SET PROBLEM:
From the listing below, select every line where the word "React" appears.

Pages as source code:
- - - - - - -
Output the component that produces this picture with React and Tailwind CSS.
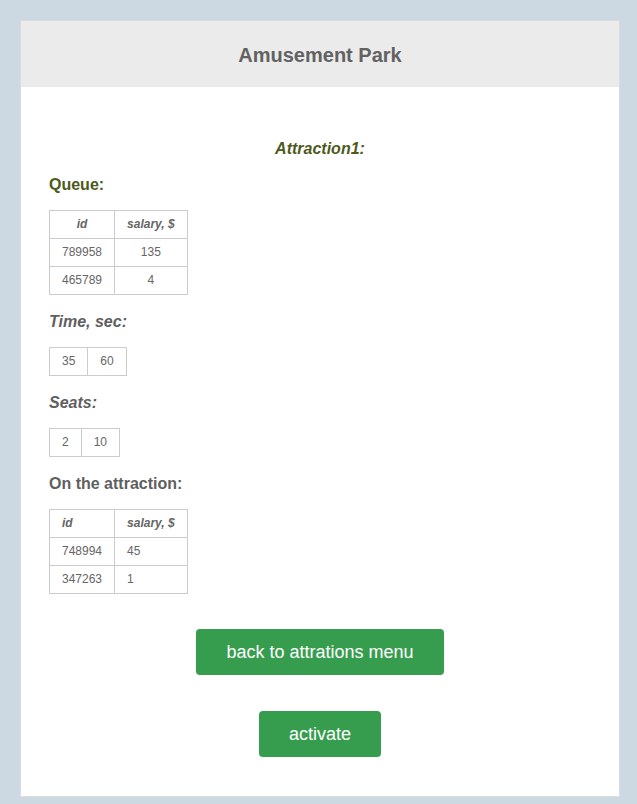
export default function App() {
  const font = { fontFamily: '"Liberation Sans", Arial, sans-serif' };
  const cell = "border border-[#cccccc] px-3 py-[6px] leading-[15px]";
  return (
    <div className="min-h-[804px] bg-[#cdd9e2] pt-[20px] pl-[20px] pb-[8px]" style={font}>
      <div className="w-[600px] border border-[#dcdcdc] bg-white">
        <div className="flex h-[66px] items-center justify-center bg-[#ebebeb] pt-[2px]">
          <h1 className="text-[20px] font-bold leading-[24px] text-[#626262]">Amusement Park</h1>
        </div>
        <div className="px-[28px] pt-[53px] pb-[39px]">
          <h3 className="text-center text-[16px] font-bold italic leading-[18px] text-[#4d5a1c]">Attraction1:</h3>
          <h3 className="mt-[18px] text-[16px] font-bold leading-[18px] text-[#4d5a1c]">Queue:</h3>
          <table className="mt-[16px] border-collapse text-[12px] text-[#666666]">
            <thead>
              <tr>
                <th className={cell + " text-center font-bold italic"}>id</th>
                <th className={cell + " text-center font-bold italic"}>salary, $</th>
              </tr>
            </thead>
            <tbody>
              <tr>
                <td className={cell + " text-center"}>789958</td>
                <td className={cell + " text-center"}>135</td>
              </tr>
              <tr>
                <td className={cell + " text-center"}>465789</td>
                <td className={cell + " text-center"}>4</td>
              </tr>
            </tbody>
          </table>
          <h3 className="mt-[18px] text-[16px] font-bold italic leading-[18px] text-[#5f5f5f]">Time, sec:</h3>
          <table className="mt-[16px] border-collapse text-[12px] text-[#666666]">
            <tbody>
              <tr>
                <td className={cell}>35</td>
                <td className={cell}>60</td>
              </tr>
            </tbody>
          </table>
          <h3 className="mt-[18px] text-[16px] font-bold italic leading-[18px] text-[#5f5f5f]">Seats:</h3>
          <table className="mt-[16px] border-collapse text-[12px] text-[#666666]">
            <tbody>
              <tr>
                <td className={cell}>2</td>
                <td className={cell}>10</td>
              </tr>
            </tbody>
          </table>
          <h3 className="mt-[18px] text-[16px] font-bold leading-[18px] text-[#5f5f5f]">On the attraction:</h3>
          <table className="mt-[16px] border-collapse text-left text-[12px] text-[#666666]">
            <thead>
              <tr>
                <th className={cell + " text-left font-bold italic"}>id</th>
                <th className={cell + " text-left font-bold italic"}>salary, $</th>
              </tr>
            </thead>
            <tbody>
              <tr>
                <td className={cell}>748994</td>
                <td className={cell}>45</td>
              </tr>
              <tr>
                <td className={cell}>347263</td>
                <td className={cell}>1</td>
              </tr>
            </tbody>
          </table>
          <div className="mt-[35px] flex flex-col items-center gap-[36px]">
            <button className="h-[46px] w-[248px] rounded-[4px] bg-[#369d4f] pt-[1px] text-[18px] text-white">back to attrations menu</button>
            <button className="h-[46px] w-[122px] rounded-[4px] bg-[#369d4f] text-[18px] text-white">activate</button>
          </div>
        </div>
      </div>
    </div>
  );
}
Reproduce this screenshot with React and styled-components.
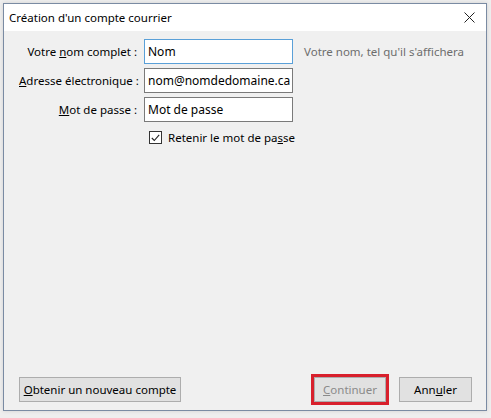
import React from "react";
import styled, { createGlobalStyle } from "styled-components";

const GlobalStyle = createGlobalStyle`
  html, body {
    margin: 0;
    padding: 0;
    background: #ececec;
    font-family: "Noto Sans", "Open Sans", sans-serif;
  }
`;

const Desktop = styled.div`
  width: 491px;
  height: 418px;
  padding: 3px 0 0 3px;
  box-sizing: border-box;
  background: #eeeeee;
`;

const Window = styled.div`
  width: 484px;
  height: 408px;
  box-sizing: border-box;
  border: 1px solid #7a8ba3;
  display: flex;
  flex-direction: column;
  background: #f0f0f0;
  box-shadow: 0 0 4px rgba(0, 0, 0, 0.12);
`;

const TitleBar = styled.div`
  height: 27px;
  flex: none;
  background: #ffffff;
  display: flex;
  align-items: center;
  justify-content: space-between;
  padding: 0 11px 0 5px;
  font-size: 11.5px;
  color: #000;
`;

const Body = styled.div`
  flex: 1;
  display: flex;
  flex-direction: column;
  justify-content: space-between;
  padding: 8px 12px 5px 15px;
`;

const Form = styled.div`
  display: grid;
  grid-template-columns: 118px 149px auto;
  column-gap: 7px;
  row-gap: 4px;
  align-items: center;
  font-size: 11.5px;
`;

const Label = styled.label`
  text-align: right;
  color: #000;
  white-space: nowrap;
`;

const Input = styled.div`
  height: 25px;
  box-sizing: border-box;
  border: 1px solid ${(p) => (p.$focused ? "#5aa0d8" : "#7a7a7a")};
  background: #fff;
  display: flex;
  align-items: center;
  padding: 0 3px;
  font-size: 12px;
  white-space: nowrap;
  overflow: hidden;
`;

const Hint = styled.span`
  color: #6d6d6d;
  padding-left: 4px;
  white-space: nowrap;
`;

const CheckRow = styled.div`
  grid-column: 2 / 4;
  display: flex;
  align-items: center;
  gap: 6px;
  padding: 4px 0 0 5px;
`;

const Box = styled.span`
  width: 11px;
  height: 11px;
  border: 1px solid #333;
  background: #fff;
  display: flex;
  align-items: center;
  justify-content: center;
`;

const Footer = styled.div`
  display: flex;
  align-items: center;
  justify-content: space-between;
`;

const Button = styled.button`
  height: 25px;
  width: ${(p) => p.$w}px;
  padding: 0;
  box-sizing: border-box;
  border: 1px solid #adadad;
  background: #e1e1e1;
  font-family: inherit;
  font-size: 11.5px;
  color: ${(p) => (p.disabled ? "#8a8a8a" : "#000")};
  margin-left: ${(p) => p.$ml || 0}px;
`;

const Highlight = styled.span`
  display: inline-flex;
  border: 3px solid #d8202c;
`;

const RightButtons = styled.div`
  display: flex;
  align-items: center;
  gap: 10px;
  margin-right: 2px;
`;

const Close = () => (
  <svg width="11" height="11" viewBox="0 0 11 11">
    <path d="M0.5 0.5 L10.5 10.5 M10.5 0.5 L0.5 10.5" stroke="#222" strokeWidth="1" />
  </svg>
);

export default function App() {
  return (
    <>
      <GlobalStyle />
      <Desktop>
        <Window>
          <TitleBar>
            <span>Création d'un compte courrier</span>
            <Close />
          </TitleBar>
          <Body>
            <Form>
              <Label>
                Votre <u>n</u>om complet :
              </Label>
              <Input $focused>Nom</Input>
              <Hint>Votre nom, tel qu'il s'affichera</Hint>

              <Label>
                <u>A</u>dresse électronique :
              </Label>
              <Input>nom@nomdedomaine.ca</Input>
              <span />

              <Label>
                <u>M</u>ot de passe :
              </Label>
              <Input>Mot de passe</Input>
              <span />

              <span />
              <CheckRow>
                <Box>
                  <svg width="9" height="8" viewBox="0 0 9 8">
                    <path d="M0.8 4 L3.3 6.5 L8.2 0.8" fill="none" stroke="#222" strokeWidth="1.1" />
                  </svg>
                </Box>
                <span>
                  Retenir le mot de pa<u>s</u>se
                </span>
              </CheckRow>
            </Form>

            <Footer>
              <Button $w={162} $ml={0}>
                <u>O</u>btenir un nouveau compte
              </Button>
              <RightButtons>
                <Highlight>
                  <Button disabled $w={72}>
                    <u>C</u>ontinuer
                  </Button>
                </Highlight>
                <Button $w={73}>
                  Ann<u>u</u>ler
                </Button>
              </RightButtons>
            </Footer>
          </Body>
        </Window>
      </Desktop>
    </>
  );
}
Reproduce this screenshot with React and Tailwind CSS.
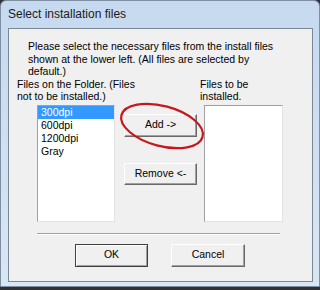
import React from 'react';

const btn = 'flex items-center justify-center bg-[#f0f0f0] border border-t-white border-l-white border-b-[#696969] border-r-[#696969] shadow-[inset_-1px_-1px_0_#a0a0a0]';

function ListBox({ items = [], className = '' }) {
  return (
    <div className={`h-[117px] bg-white border border-t-[#a0a0a0] border-l-[#a0a0a0] border-b-[#e3e3e3] border-r-[#e3e3e3] ${className}`}>
      {items.map((it, i) => (
        <div key={it} className={`h-[13px] leading-[13px] pl-[3px] ${i === 0 ? 'bg-[#3399ff] text-white' : 'text-black'}`}>{it}</div>
      ))}
    </div>
  );
}

export default function App() {
  return (
    <div className="w-[320px] h-[290px] bg-[#2e3238] font-['Liberation_Sans',Arial,sans-serif] text-[10.5px] text-black">
      <div className="relative w-[320px] h-[287px] flex flex-col rounded-t-[6px] border border-[#7f8fa3] bg-gradient-to-b from-[#c6d9ef] to-[#d9e6f4]">
        <div className="h-[27px] pl-[7px] pt-[6px] text-[12px] leading-[14px] text-[#1a1a1a]">Select installation files</div>

        {/* client area */}
        <div className="ml-[7px] mr-[6px] h-[254px] border border-[#7a8794] bg-[#f0f0f0] flex flex-col">
          <div className="pl-[19px] pt-[11px] leading-[12.5px]">
            Please select the necessary files from the install files<br />
            shown at the lower left. (All files are selected by<br />
            default.)
          </div>
          <div className="flex leading-[12.5px]">
            <div className="pl-[8px] w-[191px]">Files on the Folder. (Files<br />not to be installed.)</div>
            <div>Files to be<br />installed.</div>
          </div>

          <div className="flex mt-[2px] pl-[28px]">
            <ListBox className="w-[78px]" items={['300dpi', '600dpi', '1200dpi', 'Gray']} />
            <div className="ml-[9px] w-[73px] pt-[9px] flex flex-col">
              <button className={`${btn} h-[23px]`}>Add -&gt;</button>
              <button className={`${btn} h-[22px] mt-[26px]`}>Remove &lt;-</button>
            </div>
            <ListBox className="ml-[7px] w-[79px]" />
          </div>

          <div className="ml-[28px] w-[243px] mt-[11px] h-[2px] border-t border-t-[#a0a0a0] border-b border-b-white" />

          <div className="flex mt-[9px] pl-[66px]">
            <button className="flex items-center justify-center w-[73px] h-[23px] bg-[#f0f0f0] border border-[#404040] shadow-[inset_1px_1px_0_#fff,inset_-1px_-1px_0_#a0a0a0]">OK</button>
            <button className={`${btn} w-[74px] h-[23px] ml-[23px]`}>Cancel</button>
          </div>
        </div>

        {/* red annotation circle */}
        <svg className="absolute left-[112px] top-[96px]" width="100" height="60" viewBox="0 0 100 60">
          <ellipse cx="49" cy="29" rx="42" ry="20" transform="rotate(15 49 29)" fill="none" stroke="#c8161c" strokeWidth="2.2" />
        </svg>
      </div>
    </div>
  );
}
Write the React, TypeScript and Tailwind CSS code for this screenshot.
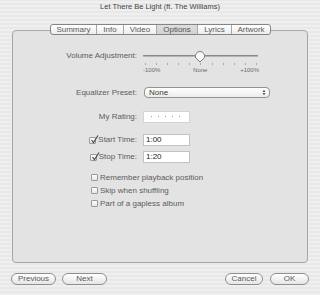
- - - - - - -
OUTPUT FOR THIS TASK:
Output the component that produces this picture with React and Tailwind CSS.
Reproduce this screenshot with React and styled-components.
import React from "react";
Reproduce this screenshot with React and Tailwind CSS.
import React from 'react';
Write the React, TypeScript and Tailwind CSS code for this screenshot.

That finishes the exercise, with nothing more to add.